On January 23, 1890, he satisfied said mortgage, and took from her in lieu thereof a judgment bond in the penal sum of $2,500.00, in which it is stated inter alia: “Whereas, on April 13, 1887, said Samuel N. Long, with his wife, conveyed to said Catherine Long Morrow, a certain house and lot on Main street, Uniontown Borough, said county and State, the deed for which is recorded in the office for recording of deeds in said county in Deed Book 71, page 310.

“And whereas, it is uncertain whether the amount named in said deed to wit $7,500.00, will be in excess of a child’s share in the estate of said Long; and in case it is, it is intended to secure the payment of whatever such excess may be to the said Long; or to the other parties who may be entitled to share in the estate of said Long.

“The condition therefore of this obligation is such that if the said obligor her executor, administrators or any of them, shall and do well and truly pay or cause to be paid to the said obligee, his certain attorney, executor or administrator the sum of two thousand five hundred *373dollars in manner following: any amount she pleases of said principal to said Samuel N. Long during his lifetime; and the balance, if any, in one year after his death to his executor or administrator.”

Thereafter Mrs. Morrow paid her father to apply on said bond various sums amounting in all to $499.00, leaving unpaid thereon at his death $2,001.00. By his last will, Mr. Long gave said obligation to his granddaughter, Minnie C. Long, and as to his said daughter, the will provides:

“I give and bequeath unto my daughter Catherine Morrow, the sum of one ($1.00) dollar, she having received from me during my lifetime such additional amounts of money or property, as it is my will and desire that she shall receive from my estate.”

In 1912, the Court of Common Pleas of Fayette County, after hearing, made an order permitting the entry of judgment on said bond, which order was affirmed in Long v. Morrow, 250 Pa. 94. This court in the opinion filed May 26, 1915, there saying (p. 98), “For what amount, if any, the appellant (Mrs. Morrow) may be actually liable on the judgment can be determined only after the Orphans’ Court has made a decree distributing the estate of her father. If she has not received more than a child’s share in it, there will be no liability on the judgment.”

The executor of the said Samuel N. Long estate filed his first and final account at the December Term, 1912, which was 'duly audited by the said Orphans’ Court and decree of distribution made January 20, 1913; in which account and distribution no mention is made as to the said advancements, or as to what would be a child’s share of said estate.

In September, 1915, Mrs. Catherine Morrow presented her petition to the Orphans’ Court praying for a review of said account and that the court take into account all of said estate, including the advancements, and determine and decree the amount of a child’s share thereof. *374To which Miss Long filed an answer; and, after a full hearing, said court found .that when said decree of distribution was made, viz: January 20, 1913, a child’s share of said estate amounted to $7,944.34; and made a formal order to that effect afid directed that it be added to the decree of distribution. Minnie C. Long, the appellant, appeared before the court in that proceeding and concedes that the evidence justified the finding as to the amount of a child’s share, but contends that the court had no jurisdiction to make such order.

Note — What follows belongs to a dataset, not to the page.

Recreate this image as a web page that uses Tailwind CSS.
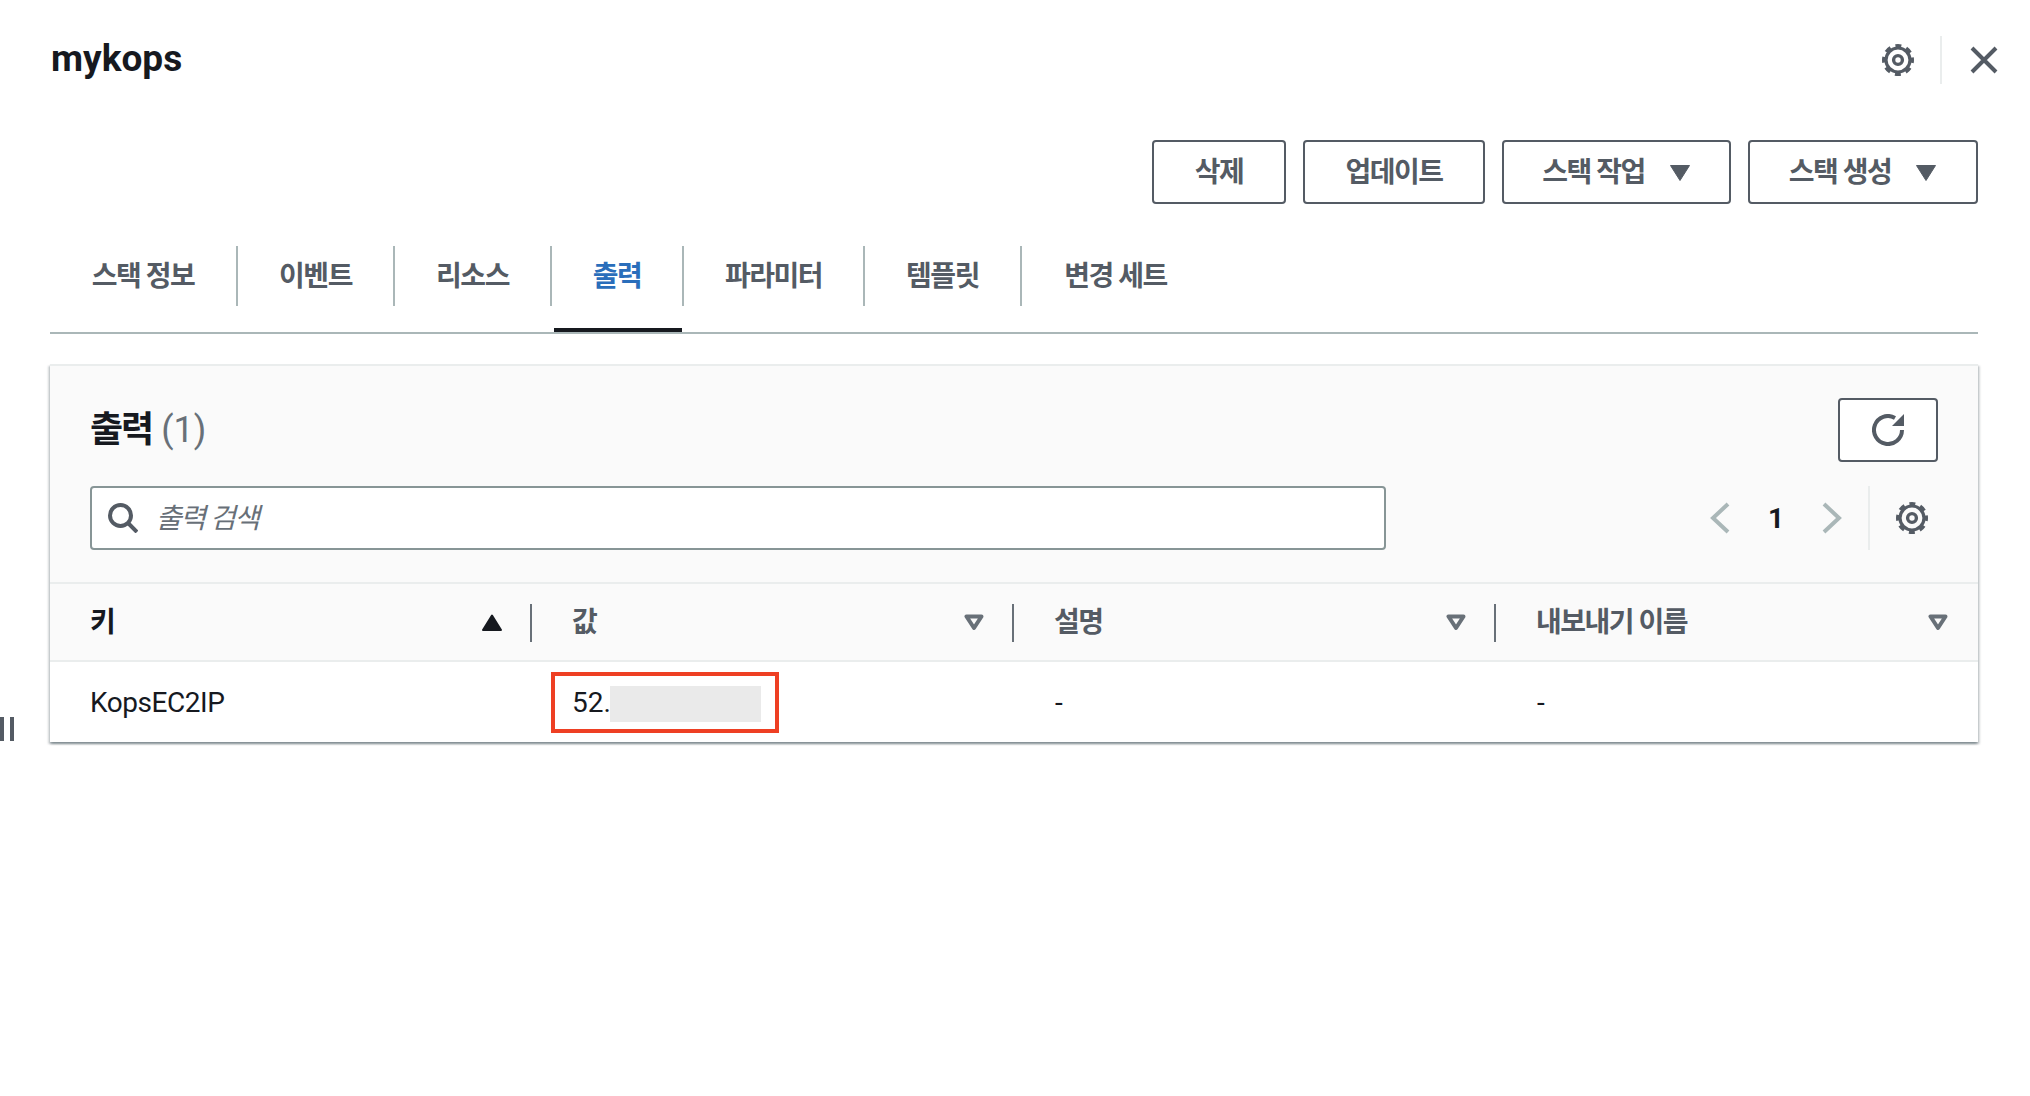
<!DOCTYPE html>
<html lang="ko">
<head>
    <meta charset="UTF-8">
    <meta name="viewport" content="width=device-width, initial-scale=1.0">
    <title>mykops</title>
    <script src="https://cdn.jsdelivr.net/npm/@tailwindcss/browser@4"></script>
</head>
<body class="bg-white font-['Roboto','Noto_Sans_CJK_KR',sans-serif] text-[#16191f]">
    <div class="relative h-[1096px] w-[2030px] overflow-hidden pl-[50px] pr-[52px]">
        <!-- sliver of the page behind the panel -->
        <div class="absolute left-0 top-[717px] flex gap-[6px]">
            <div class="h-[24px] w-[4px] bg-[#545b64]"></div>
            <div class="h-[24px] w-[4px] bg-[#545b64]"></div>
        </div>

        <div class="flex h-[140px] items-start justify-between">
            <h1 class="mt-[34px] pl-px text-[37px] leading-[50px] font-bold">mykops</h1>
            <div class="mr-[-20px] mt-[36px] flex h-[48px] items-center">
                <svg class="h-[32px] w-[32px] text-[#545b64]" viewBox="0 0 16 16" fill="none" stroke="currentColor">
                    <circle cx="8" cy="8" r="6" stroke-width="1.6"/>
                    <circle cx="8" cy="8" r="7.2" stroke-width="1.6" stroke-dasharray="3 2.65" stroke-dashoffset="1.5"/>
                    <circle cx="8" cy="8" r="2.2" stroke-width="1.7"/>
                </svg>
                <div class="ml-[26px] h-[48px] w-[2px] bg-[#eaeded]"></div>
                <svg class="ml-[28px] h-[28px] w-[28px] text-[#545b64]" viewBox="0 0 28 28" fill="none" stroke="currentColor" stroke-width="4">
                    <path d="M2 2l24 24M26 2L2 26"/>
                </svg>
            </div>
        </div>

        <div class="flex justify-end gap-[17px] text-[28px] font-bold tracking-[-1.5px] text-[#545b64]">
            <button class="flex h-[64px] w-[134px] items-center justify-center rounded-[4px] border-2 border-[#545b64] bg-white pt-[2px]">삭제</button>
            <button class="flex h-[64px] w-[182px] items-center justify-center rounded-[4px] border-2 border-[#545b64] bg-white pt-[2px]">업데이트</button>
            <button class="flex h-[64px] w-[229px] items-center justify-center gap-[24px] rounded-[4px] border-2 border-[#545b64] bg-white pt-[2px]">스택 작업
                <svg class="h-[18px] w-[22px]" viewBox="0 0 22 18" fill="currentColor" stroke="currentColor" stroke-linejoin="round"><path d="M1.5 1.5h19L11 16.5z"/></svg>
            </button>
            <button class="flex h-[64px] w-[230px] items-center justify-center gap-[24px] rounded-[4px] border-2 border-[#545b64] bg-white pt-[2px]">스택 생성
                <svg class="h-[18px] w-[22px]" viewBox="0 0 22 18" fill="currentColor" stroke="currentColor" stroke-linejoin="round"><path d="M1.5 1.5h19L11 16.5z"/></svg>
            </button>
        </div>

        <div class="mt-[42px] flex h-[88px] items-start border-b-2 border-[#aab7b8] text-[28px] font-bold tracking-[-1.5px] text-[#545b64]">
            <div class="flex h-[60px] w-[188px] items-center justify-center border-r-2 border-[#aab7b8] pt-[2px]">스택 정보</div>
            <div class="flex h-[60px] w-[157px] items-center justify-center border-r-2 border-[#aab7b8] pt-[2px]">이벤트</div>
            <div class="flex h-[60px] w-[157px] items-center justify-center border-r-2 border-[#aab7b8] pt-[2px]">리소스</div>
            <div class="relative flex h-[60px] w-[132px] items-center justify-center border-r-2 border-[#aab7b8] pt-[2px] text-[#2a6ebb]">출력
                <div class="absolute left-[2px] top-[82px] h-[4px] w-[128px] bg-[#16191f]"></div>
            </div>
            <div class="flex h-[60px] w-[181px] items-center justify-center border-r-2 border-[#aab7b8] pt-[2px]">파라미터</div>
            <div class="flex h-[60px] w-[157px] items-center justify-center border-r-2 border-[#aab7b8] pt-[2px]">템플릿</div>
            <div class="flex h-[60px] w-[187px] items-center justify-center pt-[2px]">변경 세트</div>
        </div>

        <div class="mt-[30px] border-t-2 border-[#eaeded] shadow-[0_2px_2px_0_rgba(0,28,36,0.3),2px_2px_2px_0_rgba(0,28,36,0.15),-2px_2px_2px_0_rgba(0,28,36,0.15)]">
            <div class="border-b-2 border-[#eaeded] bg-[#fafafa] px-[40px] pb-[32px] pt-[32px]">
                <div class="flex h-[64px] items-center justify-between">
                    <h2 class="text-[36px] leading-[50px] font-bold"><span class="tracking-[-2px]">출력</span> <span class="font-normal text-[#687078]">(1)</span></h2>
                    <button class="flex h-[64px] w-[100px] items-center justify-center rounded-[4px] border-2 border-[#545b64] bg-white">
                        <svg class="h-[32px] w-[32px] text-[#545b64]" viewBox="0 0 32 32" fill="none" stroke="currentColor" stroke-width="4">
                            <path d="M30 16A14 14 0 1 1 23 3.9"/>
                            <path d="M32 0v12H20z" fill="currentColor" stroke="none"/>
                        </svg>
                    </button>
                </div>
                <div class="mt-[24px] flex h-[64px] items-center">
                    <div class="flex h-[64px] w-[1296px] items-center rounded-[4px] border-2 border-[#879596] bg-white pl-[16px]">
                        <svg class="h-[30px] w-[30px] text-[#545b64]" viewBox="0 0 30 30" fill="none" stroke="currentColor" stroke-width="4">
                            <circle cx="12.5" cy="12.5" r="10.5"/>
                            <path d="M20 20l9 9"/>
                        </svg>
                        <span class="ml-[18px] pt-[2px] text-[28px] italic tracking-[-1.5px] text-[#687078]">출력 검색</span>
                    </div>
                    <svg class="ml-[324px] h-[32px] w-[20px] text-[#aab7b8]" viewBox="0 0 20 32" fill="none" stroke="currentColor" stroke-width="4">
                        <path d="M18 2L3 16l15 14"/>
                    </svg>
                    <span class="w-[92px] pt-px text-center text-[28px] font-bold">1</span>
                    <svg class="h-[32px] w-[20px] text-[#aab7b8]" viewBox="0 0 20 32" fill="none" stroke="currentColor" stroke-width="4">
                        <path d="M2 2l15 14L2 30"/>
                    </svg>
                    <div class="ml-[26px] h-[64px] w-[2px] bg-[#eaeded]"></div>
                    <svg class="ml-[26px] h-[32px] w-[32px] text-[#545b64]" viewBox="0 0 16 16" fill="none" stroke="currentColor">
                        <circle cx="8" cy="8" r="6" stroke-width="1.6"/>
                        <circle cx="8" cy="8" r="7.2" stroke-width="1.6" stroke-dasharray="3 2.65" stroke-dashoffset="1.5"/>
                        <circle cx="8" cy="8" r="2.2" stroke-width="1.7"/>
                    </svg>
                </div>
            </div>

            <div class="grid h-[78px] grid-cols-[480px_482px_482px_484px] border-b-2 border-[#eaeded] bg-[#fafafa] text-[28px] font-bold tracking-[-1.5px] text-[#545b64]">
                <div class="flex items-center justify-between pl-[40px] pr-[28px]">
                    <span class="pt-[2px] text-[#16191f]">키</span>
                    <svg class="h-[17px] w-[20px] text-[#16191f]" viewBox="0 0 20 17" fill="currentColor" stroke="currentColor" stroke-width="2" stroke-linejoin="round"><path d="M10 1.5l9 14.5H1z"/></svg>
                </div>
                <div class="relative flex items-center justify-between pl-[42px] pr-[28px]">
                    <div class="absolute left-0 top-[20px] h-[38px] w-[2px] bg-[#687078]"></div>
                    <span class="pt-[2px]">값</span>
                    <svg class="h-[17px] w-[20px] text-[#687078]" viewBox="0 0 20 17" fill="none" stroke="currentColor" stroke-width="4" stroke-linejoin="round"><path d="M2.5 2.5h15L10 14z"/></svg>
                </div>
                <div class="relative flex items-center justify-between pl-[42px] pr-[28px]">
                    <div class="absolute left-0 top-[20px] h-[38px] w-[2px] bg-[#687078]"></div>
                    <span class="pt-[2px]">설명</span>
                    <svg class="h-[17px] w-[20px] text-[#687078]" viewBox="0 0 20 17" fill="none" stroke="currentColor" stroke-width="4" stroke-linejoin="round"><path d="M2.5 2.5h15L10 14z"/></svg>
                </div>
                <div class="relative flex items-center justify-between pl-[42px] pr-[30px]">
                    <div class="absolute left-0 top-[20px] h-[38px] w-[2px] bg-[#687078]"></div>
                    <span class="pt-[2px]">내보내기 이름</span>
                    <svg class="h-[17px] w-[20px] text-[#687078]" viewBox="0 0 20 17" fill="none" stroke="currentColor" stroke-width="4" stroke-linejoin="round"><path d="M2.5 2.5h15L10 14z"/></svg>
                </div>
            </div>

            <div class="grid h-[80px] grid-cols-[480px_482px_482px_484px] bg-white pt-[2px] text-[28px] text-[#16191f]">
                <div class="flex items-center pl-[40px] tracking-[-0.45px]">KopsEC2IP</div>
                <div class="relative flex items-center pl-[42px]">
                    52.
                    <div class="absolute left-[80px] top-[22px] h-[36px] w-[151px] bg-[#eaeaea]"></div>
                    <div class="absolute left-[21px] top-[8px] h-[61px] w-[228px] border-4 border-[#ee3f23]"></div>
                </div>
                <div class="flex items-center pl-[43px]">-</div>
                <div class="flex items-center pl-[43px]">-</div>
            </div>
        </div>
    </div>
</body>
</html>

For reasons stated, and on the authorities cited, in the opinion just filed in the Estate of William Sloan, deceased, 254 Pa. 346, we believe the Orphans’ Court was within its jurisdiction in granting said review of the account, and in correcting its records by adding thereto the above referred to order as to a child’s share of said estate. Such order makes no change in the decree theretofore made as to the distribution of the balance in the hands of the executor.

In view of the provision in said bond, it is important to determine the amount of a child’s share of said estate, and the proper forum for that purpose is the Orphans’ Court.

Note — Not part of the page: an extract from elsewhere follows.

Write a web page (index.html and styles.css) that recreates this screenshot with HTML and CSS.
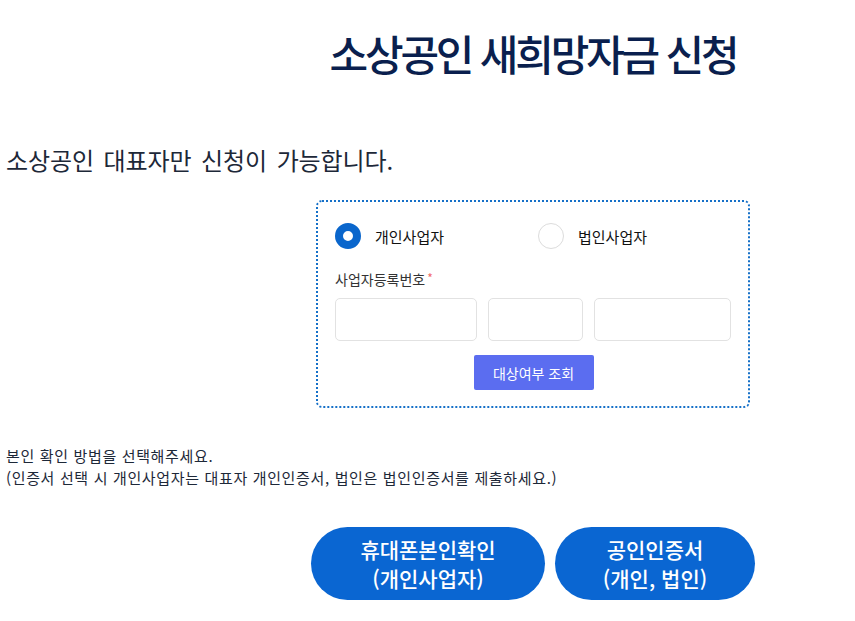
FILE: index.html
```html
<!DOCTYPE html>
<html lang="ko">
  <head>
    <meta charset="UTF-8">
    <title>소상공인 새희망자금 신청</title>
    <link rel="stylesheet" href="styles.css">
  </head>
  <body>
    <div class="page">
      <h1 class="title">소상공인 새희망자금 신청</h1>

      <p class="lead">소상공인 대표자만 신청이 가능합니다.</p>

      <div class="check-box">
        <div class="radio-row">
          <label class="radio">
            <span class="dot on"></span>
            <span>개인사업자</span>
          </label>
          <label class="radio">
            <span class="dot"></span>
            <span>법인사업자</span>
          </label>
        </div>

        <div class="field-label">사업자등록번호<span class="req">*</span></div>
        <div class="biz-no">
          <input type="text" class="no-1">
          <input type="text" class="no-2">
          <input type="text" class="no-3">
        </div>

        <div class="center">
          <button class="btn-check">대상여부 조회</button>
        </div>
      </div>

      <div class="notice">
        <p>본인 확인 방법을 선택해주세요.</p>
        <p>(인증서 선택 시 개인사업자는 대표자 개인인증서, 법인은 법인인증서를 제출하세요.)</p>
      </div>

      <div class="auth-buttons">
        <button class="btn-auth phone">휴대폰본인확인<br>(개인사업자)</button>
        <button class="btn-auth cert">공인인증서<br>(개인, 법인)</button>
      </div>
    </div>
  </body>
</html>
```

FILE: styles.css
```css
body {
margin: 0;
background: #fff;
font-family: "Noto Sans CJK KR", "Noto Sans", sans-serif;
color: #1d2838;
}

.page {
display: grid;
grid-template-columns: 305px 444px;
padding: 0 0 0 6px;
}

.title {
grid-column: 2;
margin: 23px 0 0;
text-align: center;
font-size: 42px;
font-weight: 500;
letter-spacing: -3.2px;
line-height: 60px;
color: #0a1f4e;
}

.lead {
grid-column: 1 / 3;
margin: 61px 0 0;
font-size: 24px;
font-weight: 400;
letter-spacing: -0.1px;
word-spacing: 3px;
line-height: 32px;
color: #1d2838;
}

.check-box {
grid-column: 2;
margin: 24px 5px 0;
padding: 21px 16px 16px 17px;
border: 2px dotted #1570c8;
border-radius: 6px;
}

.radio-row {
display: grid;
grid-template-columns: 203px 1fr;
}

.radio {
display: flex;
align-items: center;
gap: 14px;
font-size: 15px;
color: #111;
}

.dot {
width: 26px;
height: 26px;
border: 1px solid #dcdcdc;
border-radius: 50%;
box-sizing: border-box;
}

.dot.on {
border: 8px solid #0a66cc;
background: #fff;
}

.field-label {
margin-top: 20px;
font-size: 14px;
color: #333;
}

.req {
color: #f26b6b;
font-size: 12px;
margin-left: 2px;
vertical-align: top;
}

.biz-no {
display: flex;
gap: 11px;
margin-top: 9px;
}

.biz-no input {
height: 43px;
box-sizing: border-box;
border: 1px solid #e2e2e2;
border-radius: 5px;
padding: 0 8px;
font-size: 15px;
}

.no-1 { width: 142px; }
.no-2 { width: 95px; }
.no-3 { width: 137px; }

.center {
text-align: center;
margin-top: 14px;
}

.btn-check {
width: 120px;
height: 35px;
border: none;
border-radius: 2px;
background: #5b6df0;
color: #fff;
font-family: inherit;
font-size: 14px;
cursor: pointer;
}

.notice {
grid-column: 1 / 3;
margin-top: 37px;
font-size: 15px;
letter-spacing: 0.65px;
line-height: 22px;
color: #1d2838;
}

.notice p {
margin: 0;
}

.auth-buttons {
grid-column: 2;
display: flex;
justify-content: center;
gap: 10px;
margin-top: 38px;
}

.btn-auth {
flex-shrink: 0;
height: 73px;
padding: 0;
border: none;
border-radius: 37px;
background: #0a66d2;
color: #fff;
font-family: inherit;
font-size: 21px;
font-weight: 500;
line-height: 29px;
white-space: nowrap;
cursor: pointer;
}

.btn-auth.phone { width: 234px; }
.btn-auth.cert { width: 200px; }
```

“It is now the settled law, that the Orphans’ Court has exclusive jurisdiction over all things pertaining to the settlement and distribution of estates, including the claims of creditors, next of kin and legatees”: Linsenbigler v. Gourley, 56 Pa. 166 (172). And see Dundas’s App., 73 Pa. 474; Maurer v. Kerper, 102 Pa. 444; King’s Est., 215 Pa. 59.

And this is especially true as to advancements, as to which we quote from the opinion of the court below:

“The Act of April 8, 1833, P. L. 315, and the decision in the case of Holliday v. Ward, 19 Pa. 485, reaffirmed in Girard Life Insurance Annuity & Trust Co. v. Wilson, 57 Pa. 182; Musselman’s App., 65 Pa. 480, and Hartman’s Est., 12 Pa. Superior Ct. 69, established the fact that as to advancements the Orphans’ Court has exclu*375sive jurisdiction and by implication prohibits the other courts from taking cognizance of them.”

In Miller’s App., 31 Pa. 337, it is held that, “Equality is equity amongst heirs, and the doctrine of advancement has, for its object, the furtherance of this end. It is defined to be ‘a pure and irrevocable gift, by a parent, in his lifetime to his child, on account of such child’s share of the estate, after the parent’s decease.’ ”

The Orphans’ Court made no order as to the judgment in the Court of Common Pleas. But, in order to enable Mrs. Morrow to interpose the above quoted provision of the bond as a defense to said judgment, it is necessary that the proper tribunal determine the amount of a child’s share in said estate, and that seems to have been correctly done.

The assignments of error are overruled and the judgment is affirmed.